The new release of Spring Batch 5.2 has a ton of features! Spring Batch is a compelling way to handle large but finite sequential data access. Think: reading from an SQL database and writing to a CSV, or reading from an FTP server and writing out an analysis of a MongoDB - batch processing. You know what this is. Half the job (pardon the pun!) is the integration of various sources of data and multiple sinks of data. The other aspect, as you can imagine with workloads that take a long time and could fail, is maintaining durable and extensive metadata related to each batch job’s run. Again, I can’t cover everything new and novel in depth in this release! So, let’s look at some of the features from a high level.

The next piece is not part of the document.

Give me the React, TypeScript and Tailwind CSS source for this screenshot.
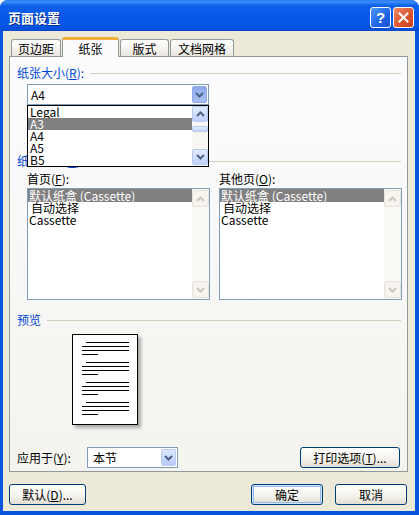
import React from 'react';

const Chevron: React.FC<{ up?: boolean; color?: string }> = ({ up, color = '#4d6185' }) => (
  <svg width="9" height="6" viewBox="0 0 9 6">
    <path d={up ? 'M1 5L4.5 1.5L8 5' : 'M1 1L4.5 4.5L8 1'} fill="none" stroke={color} strokeWidth="2" />
  </svg>
);

const ScrollBtn: React.FC<{ up?: boolean; disabled?: boolean; className?: string }> = ({ up, disabled, className }) => (
  <div
    className={`w-full rounded-[2px] border flex items-center justify-center ${
      disabled ? 'border-[#e6e4da] bg-[#f5f4ef]' : 'border-[#b6c9f3] bg-[linear-gradient(#e3ecfe,#bed1fa)]'
    } ${className ?? ''}`}
  >
    <Chevron up={up} color={disabled ? '#cbc9bd' : '#4d6185'} />
  </div>
);

const ComboArrow: React.FC<{ pressed?: boolean }> = ({ pressed }) => (
  <div
    className={`w-[15px] h-[17px] rounded-[2px] border flex items-center justify-center ${
      pressed ? 'border-[#8ea8e8] bg-[linear-gradient(#8ea9ed,#a9c0f5)]' : 'border-[#b9cbf3] bg-[linear-gradient(#dde7fe,#b8ccf9)]'
    }`}
  >
    <Chevron />
  </div>
);

const GroupHeader: React.FC<{ children: React.ReactNode; className?: string }> = ({ children, className }) => (
  <div className={`flex items-center gap-[6px] pl-[7px] pr-[6px] h-[12px] ${className ?? ''}`}>
    <span className="text-[#0046d5] whitespace-nowrap">{children}</span>
    <div className="flex-1 h-px bg-[#d0d0bf]" />
  </div>
);

const XpButton: React.FC<{ children: React.ReactNode; className?: string; isDefault?: boolean }> = ({ children, className, isDefault }) => (
  <button
    className={`h-[21px] rounded-[3px] border border-[#003c74] bg-[linear-gradient(#ffffff,#f4f3ee_55%,#e2ded3)] text-black text-[12px] leading-[12px] flex items-center justify-center ${
      isDefault ? 'shadow-[inset_0_0_0_1px_#cee7ff,inset_0_0_0_2px_#98b8ea]' : ''
    } ${className ?? ''}`}
  >
    {children}
  </button>
);

const TrayList: React.FC = () => (
  <div className="w-[183px] h-[112px] border border-[#7f9db9] bg-white flex">
    <div className="flex-1 flex flex-col">
      <div className="h-[13px] bg-[#808080] text-white pl-px leading-[13px] whitespace-nowrap">默认纸盒 (Cassette)</div>
      <div className="h-[12px] pl-[3px] leading-[12px]">自动选择</div>
      <div className="h-[12px] pl-px leading-[12px]">Cassette</div>
    </div>
    <div className="w-[17px] bg-[#fbfaf7] flex flex-col justify-between py-px">
      <ScrollBtn up disabled className="h-[17px]" />
      <ScrollBtn disabled className="h-[17px]" />
    </div>
  </div>
);

export default function App() {
  return (
    <div className="w-[419px] h-[515px] bg-white font-['Noto_Sans_CJK_SC','Noto_Sans',sans-serif] text-[12px] leading-[12px] text-black select-none">
      <div className="w-full h-full rounded-t-[8px] overflow-hidden bg-[#0855dd] flex flex-col">
        {/* Title bar */}
        <div className="h-[31px] shrink-0 flex items-center justify-between pl-[8px] pr-[5px] pt-[4px] bg-[linear-gradient(to_bottom,#2a7af5_0%,#3d8ffb_6%,#0f60e9_18%,#0858ea_50%,#0656e6_85%,#0347cf_100%)]">
          <span className="text-white font-bold text-[13px] leading-[14px] [text-shadow:1px_1px_0_#0b2a8a]">页面设置</span>
          <div className="flex gap-[2px]">
            <div className="w-[21px] h-[21px] rounded-[3px] border border-white bg-[linear-gradient(135deg,#4f9aff,#1d62e6_60%,#1a52cf)] flex items-center justify-center text-white font-bold text-[15px] leading-[15px] font-['Liberation_Sans',sans-serif]">
              ?
            </div>
            <div className="w-[21px] h-[21px] rounded-[3px] border border-white bg-[linear-gradient(135deg,#ee8a68,#dd5630_55%,#c8401c)] flex items-center justify-center">
              <svg width="11" height="11" viewBox="0 0 11 11">
                <path d="M1.5 1.5L9.5 9.5M9.5 1.5L1.5 9.5" stroke="white" strokeWidth="2" strokeLinecap="square" />
              </svg>
            </div>
          </div>
        </div>

        {/* Body */}
        <div className="ml-[3px] mr-[4px] mb-[4px] flex-1 bg-[#ece9d8] flex flex-col">
          {/* Tabs */}
          <div className="flex items-end pt-[6px] pl-[8px] gap-[1px] relative z-10">
            <div className="w-[50px] h-[17px] border border-b-0 border-[#919b9c] rounded-t-[3px] bg-[linear-gradient(#ffffff,#f3f2ee_60%,#e7e5dc)] flex items-center justify-center pt-px">页边距</div>
            <div className="w-[57px] h-[20px] -mb-px border border-b-0 border-[#919b9c] border-t-[3px] border-t-[#f4b03a] rounded-t-[3px] bg-[#fcfcfe] flex items-center justify-center">纸张</div>
            <div className="w-[49px] h-[17px] border border-b-0 border-[#919b9c] rounded-t-[3px] bg-[linear-gradient(#ffffff,#f3f2ee_60%,#e7e5dc)] flex items-center justify-center pt-px">版式</div>
            <div className="w-[64px] h-[17px] border border-b-0 border-[#919b9c] rounded-t-[3px] bg-[linear-gradient(#ffffff,#f3f2ee_60%,#e7e5dc)] flex items-center justify-center pt-px">文档网格</div>
          </div>

          {/* Tab panel */}
          <div className="ml-[6px] w-[399px] h-[416px] shrink-0 border border-[#919b9c] bg-[linear-gradient(#fcfcfe,#f4f3ee)] flex flex-col">
            <GroupHeader className="mt-[10px]">
              纸张大小(<u>R</u>):
            </GroupHeader>

            {/* Paper size combo with open dropdown */}
            <div className="ml-[17px] mt-[5px] w-[182px] relative z-20">
              <div className="h-[21px] border border-[#7f9db9] bg-white flex items-center justify-between pl-[3px] pr-px">
                <span>A4</span>
                <ComboArrow pressed />
              </div>
              <div className="absolute left-0 top-[21px] w-[182px] h-[62px] border border-black bg-white flex">
                <div className="flex-1 flex flex-col">
                  <div className="h-[12px] pl-[2px]">Legal</div>
                  <div className="h-[12px] pl-[2px] bg-[#808080] text-white">A3</div>
                  <div className="h-[12px] pl-[2px]">A4</div>
                  <div className="h-[12px] pl-[2px]">A5</div>
                  <div className="h-[12px] pl-[2px]">B5</div>
                </div>
                <div className="w-[16px] bg-[#f7f6f1] flex flex-col">
                  <ScrollBtn up className="h-[16px]" />
                  <div className="mt-[4px] h-[6px] rounded-[2px] border border-[#b6c9f3] bg-[linear-gradient(#e3ecfe,#c6d7fb)]" />
                  <div className="flex-1" />
                  <ScrollBtn className="h-[16px] mb-px" />
                </div>
              </div>
            </div>

            <GroupHeader className="mt-[50px]">
              纸张来源(<u>S</u>):
            </GroupHeader>

            <div className="ml-[17px] mt-[6px] flex gap-[9px]">
              <div className="flex flex-col">
                <div className="h-[12px]">首页(<u>F</u>):</div>
                <div className="mt-[3px]">
                  <TrayList />
                </div>
              </div>
              <div className="flex flex-col">
                <div className="h-[12px]">其他页(<u>O</u>):</div>
                <div className="mt-[3px]">
                  <TrayList />
                </div>
              </div>
            </div>

            <GroupHeader className="mt-[14px]">预览</GroupHeader>

            {/* Preview page */}
            <div className="ml-[62px] mt-[8px] w-[66px] h-[91px] bg-white border border-black shadow-[3px_3px_3px_rgba(0,0,0,0.3)] pt-[7px] pl-[9px] flex flex-col gap-[7px]">
              {[0, 1, 2, 3].map(i => (
                <div key={i} className="flex flex-col gap-[3px]">
                  <div className="ml-[4px] w-[43px] h-px bg-black" />
                  <div className="w-[47px] h-px bg-black" />
                  <div className="w-[47px] h-px bg-black" />
                  <div className="w-[16px] h-px bg-black" />
                </div>
              ))}
            </div>

            {/* Apply to row */}
            <div className="mt-[22px] h-[21px] flex items-center justify-between pl-[7px] pr-[7px]">
              <div className="flex items-center">
                <span className="w-[70px]">应用于(<u>Y</u>):</span>
                <div className="w-[91px] h-[21px] border border-[#7f9db9] bg-white flex items-center justify-between pl-[5px] pr-px">
                  <span>本节</span>
                  <ComboArrow />
                </div>
              </div>
              <XpButton className="w-[100px] h-[20px]">打印选项(<u>T</u>)...</XpButton>
            </div>
          </div>

          {/* Dialog buttons */}
          <div className="mt-[12px] flex justify-between pl-[6px] pr-[8px]">
            <XpButton className="w-[77px]">默认(<u>D</u>)...</XpButton>
            <div className="flex gap-[12px]">
              <XpButton className="w-[72px]" isDefault>
                确定
              </XpButton>
              <XpButton className="w-[72px]">取消</XpButton>
            </div>
          </div>
        </div>
      </div>
    </div>
  );
}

we’ve gone from one to three - count 'em: three! - job repository implementations. In recent terms, Spring Batch has only had the JDBC-backed JobRepository. In the not-too-distant past, it had two JobRepository implementations: one supporting JDBC, and another supporting "persistence" via in-memory Maps. The Map option was nice for tests or workloads where the durability of the results was less important than pure performance. We removed the Map implementation, telling people to use an in-memory SQL database like H2 with the JDBC JobRepository. Some wanted pure performance, and the H2 option wasn’t good enough. In this release, we’ve introduced a "resource"-less JobRepository that saves no state, not even in memory. We’ve also added a durable alternative to the JDBC-based JobRepository with a MongoDB-backed JobRepository implementation.
new support for registering hints for Spring Data JPA’s queries using the JPA ItemReader.
new support for data classes - Kotlin data class or Java record instances - when using the JDBC-based ItemReaders.
support for adapting more function types - not just Function<I,O> - to ItemReader, ItemWriter, and ItemProcessor types.
concurrent steps with blocking queue item readers and writers
a CompositeItemReader<T> that can sequentially drain data from more than one delegated ItemReader<T>.
simplifications in job registration
configurable line separator support in RecursiveCollectionLineAggregator

`CompositeItemReader<T>`

Let’s take a look at two of my favorite new features: CompositeItemReader<T>s and the SEDA-friendly BlockingQueueItemWriter and BlockingQueueItemReader implementations.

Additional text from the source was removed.